Disclaimer: It’s not lost on me that you are reading this right now and not actually hearing this poem. So this is what I want you to do – take a minute to read this poem out loud to yourself. If you are self-conscious like me, shut the door or go somewhere no one will hear you. If you are a skeptic, I promise you the last few stanzas will make it worthwhile.

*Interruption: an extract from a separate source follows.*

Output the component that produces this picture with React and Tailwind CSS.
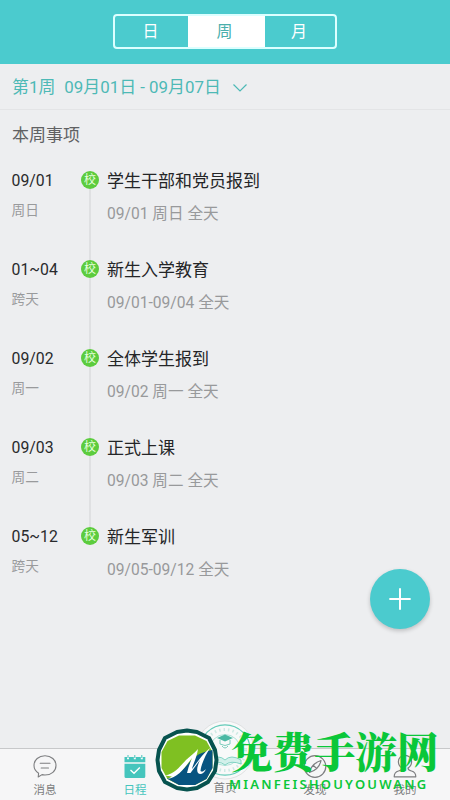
import { Plus } from 'lucide-react';

const tabs = [
  { label: '日', width: 'w-[73px] pr-0.5' },
  { label: '周', width: 'w-[77px] pr-1' },
  { label: '月', width: 'w-[70px] pr-0.5' },
];

const events = [
  { date: '09/01', day: '周日', title: '学生干部和党员报到', time: '09/01 周日 全天' },
  { date: '01~04', day: '跨天', title: '新生入学教育', time: '09/01-09/04 全天' },
  { date: '09/02', day: '周一', title: '全体学生报到', time: '09/02 周一 全天' },
  { date: '09/03', day: '周二', title: '正式上课', time: '09/03 周二 全天' },
  { date: '05~12', day: '跨天', title: '新生军训', time: '09/05-09/12 全天' },
];

const MessageIcon = () => (
  <svg viewBox="0 0 24 24" className="h-6 w-6" fill="none" stroke="currentColor" strokeWidth="1.1" strokeLinecap="round" strokeLinejoin="round">
    <path d="M5.6 19.2C2.8 17.4 1 14.8 1 11.4C1 5.8 5.8 1.8 12 1.8S23 5.8 23 11.4S18.4 21 12 21C11 21 10 20.9 9 20.6L5.2 23Z" />
    <path d="M7.2 9.2H17M8.2 14H15.5" />
  </svg>
);

const CalendarIcon = () => (
  <svg viewBox="0 0 24 24" className="h-6 w-6">
    <path fill="currentColor" d="M1.5 3H4V5.2H6V3H10.8V5.2H12.8V3H17.8V5.2H19.8V3H22.3V8.2H1.5ZM4.5 1H5.5V4H4.5ZM11.3 1H12.3V4H11.3ZM18.3 1H19.3V4H18.3ZM1.5 9.8H22.3V22.5Q22.3 24 20.8 24H3Q1.5 24 1.5 22.5Z" />
    <path d="M7.5 16L11 19.2L16.8 13.4" fill="none" stroke="white" strokeWidth="1.4" />
  </svg>
);

const CompassIcon = () => (
  <svg viewBox="0 0 24 24" className="h-6 w-6" fill="none" stroke="currentColor" strokeWidth="1.2" strokeLinejoin="round">
    <circle cx="12" cy="12.5" r="10.8" />
    <path d="M18 6.5C17 11.5 13 16.5 6.5 18.5C7.5 13 12 8.5 18 6.5ZM10 11L13.5 14.5" />
  </svg>
);

const PersonIcon = () => (
  <svg viewBox="0 0 24 24" className="h-6 w-6" fill="none" stroke="currentColor" strokeWidth="1.2" strokeLinejoin="round">
    <path d="M9 14C6.4 12.4 5.4 10 5.4 7.6C5.4 4 8.2 1.4 12 1.4S18.6 4 18.6 7.6C18.6 10 17.6 12.4 15 14C15 16 16 16.4 18.5 17C21.5 17.8 22.8 19.4 22.8 22.8H1.2C1.2 19.4 2.5 17.8 5.5 17C8 16.4 9 16 9 14Z" />
  </svg>
);

const SchoolBadge = () => (
  <svg viewBox="0 0 60 60" className="h-[60px] w-[60px]" fill="none">
    <circle cx="30" cy="30" r="29" fill="#f8f9f9" stroke="#dfe1e2" />
    <circle cx="30" cy="30" r="25.2" stroke="#63cbb8" strokeWidth="1.2" />
    <circle cx="30" cy="30" r="15.5" stroke="#a5dfd4" strokeWidth="0.9" />
    <circle cx="30" cy="30" r="20.5" stroke="#cdeae4" strokeWidth="3" strokeDasharray="1.5 3" />
    <path d="M22 18L30 14.5L38 18L30 21.5Z" fill="#4bb9a4" />
    <path d="M25 20V24Q30 27 35 24V20M27 26Q30 30 33 26" stroke="#7accbb" />
    <path d="M14 40Q24 34 30 40Q36 34 46 40V44Q36 40 30 45Q24 40 14 44Z" fill="#d2f0ea" stroke="#6bcbb9" strokeWidth="0.8" />
  </svg>
);

const WatermarkLogo = () => (
  <svg viewBox="0 0 64 64" className="h-16 w-16 shrink-0">
    <path d="M22 4L32 2.5L42 4L54 10L60 22L61.5 32L60 43L53 54L42 60L32 61.5L22 60L10 54L4 43L2.5 32L4 22L10 10Z" fill="white" stroke="#07534f" strokeWidth="4" strokeLinejoin="round" />
    <path d="M24 7.5H40L51.5 13L57.5 24V40L51.5 51L40 57H24L12.5 51L6.5 40V24L12.5 13Z" fill="#7fc022" />
    {/* Blue slope under the white swoosh */}
    <path d="M12 50.5C26 48 32 35 40 29C45 25 51 23 57.5 22V40L51.5 51L40 57H24Z" fill="#075480" />
    <path d="M10 47.5C20 46 26 37 31 32C35 28 40 25 43 21C42 29 38 36 37 41C42 35 47 26 55 20C50 28 46 37 45.5 43C47 44.5 49 43 51 41C49 46 45 47 43 45C41 42 43 36 45 32L35.5 45H32C33 40 35 35 37 30C30 39 23 50 12.5 51L17 48.5Z" fill="white" />
  </svg>
);

const navItems = [
  { label: '消息', icon: <MessageIcon /> },
  { label: '日程', icon: <CalendarIcon />, active: true },
  { label: '首页', icon: null },
  { label: '发现', icon: <CompassIcon /> },
  { label: '我的', icon: <PersonIcon /> },
];

const App = () => {
  return (
    <div className="relative flex h-[800px] w-[450px] flex-col overflow-hidden bg-[#edeef0] font-[Roboto,'Noto_Sans_CJK_SC',sans-serif]">
      {/* Day / week / month switch */}
      <header className="flex h-16 shrink-0 justify-center bg-[#4bcbce] pt-3.5">
        <div className="flex h-[35px] w-[224px] overflow-hidden rounded-[4px] border-2 border-[#dcffff]">
          {tabs.map((tab) => (
            <button
              key={tab.label}
              className={`flex items-center justify-center text-base ${tab.width} ${
                tab.label === '周' ? 'bg-white text-[#4aafac]' : 'text-white'
              }`}
            >
              {tab.label}
            </button>
          ))}
        </div>
      </header>

      <div className="flex h-[46px] shrink-0 items-center border-b border-[#e3e4e6] px-3 pt-0.5 text-[16.9px] text-[#4db9b6]">
        <span>第1周</span>
        <span className="ml-[9px]">09月01日 - 09月07日</span>
        <svg viewBox="0 0 14 8" className="ml-3 h-2 w-3.5" fill="none" stroke="currentColor" strokeWidth="1.2">
          <path d="M0.5 0.5L7 7L13.5 0.5" />
        </svg>
      </div>

      <main className="flex-1">
        <h1 className="px-3 pt-[13px] text-[17px] leading-6 text-[#606163]">本周事项</h1>
        <div className="pt-[22px]">
          {events.map((event, index) => (
            <div key={event.title} className="flex h-[89px] pl-[11.5px]">
              <div className="w-[69.5px]">
                <p className="text-[15.8px] leading-6 text-[#292a2c]">{event.date}</p>
                <p className="mt-[7px] text-[13.7px] leading-5 text-[#999a9c]">{event.day}</p>
              </div>
              <div className="flex w-[18px] flex-col items-center pt-0.5">
                <span className="flex h-[18px] w-[18px] shrink-0 items-center justify-center rounded-full bg-[#5ccc3e] text-xs leading-none text-[#e6ffdf]">
                  校
                </span>
                {index < events.length - 1 && <span className="-mb-0.5 w-0.5 flex-1 bg-[#dfe0e2]" />}
              </div>
              <div className="ml-2">
                <p className="text-[17px] leading-6 text-[#242527]">{event.title}</p>
                <p className="mt-[9px] text-[15.6px] leading-6 text-[#98999b]">{event.time}</p>
              </div>
            </div>
          ))}
        </div>
      </main>

      <button className="absolute top-[569px] left-[370px] flex h-[60px] w-[60px] items-center justify-center rounded-full bg-[#4bcbce] text-white shadow-[0_2px_4px_#0003]">
        <Plus className="h-[34px] w-[34px]" strokeWidth={1.4} />
      </button>

      <nav className="flex h-[52px] shrink-0 border-t border-[#c7c8ca] bg-[#f6f6f7]">
        {navItems.map((item) => (
          <div key={item.label} className={`flex flex-1 flex-col items-center pt-[5px] ${item.active ? 'text-[#45c5bd]' : 'text-[#7d7e80]'}`}>
            <div className="h-6">{item.icon}</div>
            <span className={`text-[11.5px] leading-4 ${item.icon ? 'mt-1' : 'mt-0.5'}`}>{item.label}</span>
          </div>
        ))}
      </nav>
      <div className="absolute top-[720px] left-[195px]">
        <SchoolBadge />
      </div>

      {/* Watermark */}
      <div className="absolute top-[728px] left-[155px] flex text-[#0ac739]">
        <WatermarkLogo />
        <div className="-mt-0.5 ml-3 whitespace-nowrap font-['Noto_Serif_CJK_SC','Noto_Sans_CJK_SC',serif]">
          <p className="text-[41.5px] leading-[48px] font-black">免费手游网</p>
          <p className="mt-0.5 ml-[-2px] font-['Noto_Sans',sans-serif] text-[13px] leading-4 font-semibold tracking-[2.2px]">MIANFEISHOUYOUWANG</p>
        </div>
      </div>
    </div>
  );
};

export default App;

It is one thing to read poetry quietly to oneself, but it’s another experience entirely to put your voice into it, almost like, by lending the words your voice you are giving the words your energy, your charge, your spark.

Flying Lesson
Julia Kasdorf

Over a tray of spent plates, I confessed
to the college president my plans to go East,
to New York, which I’d not really seen,
though it seemed the right place
for a sophomore as sullen and restless
as I had become on that merciless
Midwestern plain. He slowly stroked
a thick cup and described the nights
when, a theology teacher in Boston, he’d fly
a tiny plane alone out over the ocean,
each time pressing farther into the dark
until the last moment, when he’d turn
toward the coast’s bright spine, how he loved
the way the city glittered beneath him
as he glided gracefully toward it,
engine gasping, fuel needle dead on empty,
the way sweat dampened the back of his neck
when he climbed from the cockpit, giddy.
Buttoned up in my cardigan, young, willing
to lose everything, how could I see generosity
or warning? But now that I’m out here,
his advice comes so clear: fling yourself
farther, and a bit farther each time,
but darling, don’t drop.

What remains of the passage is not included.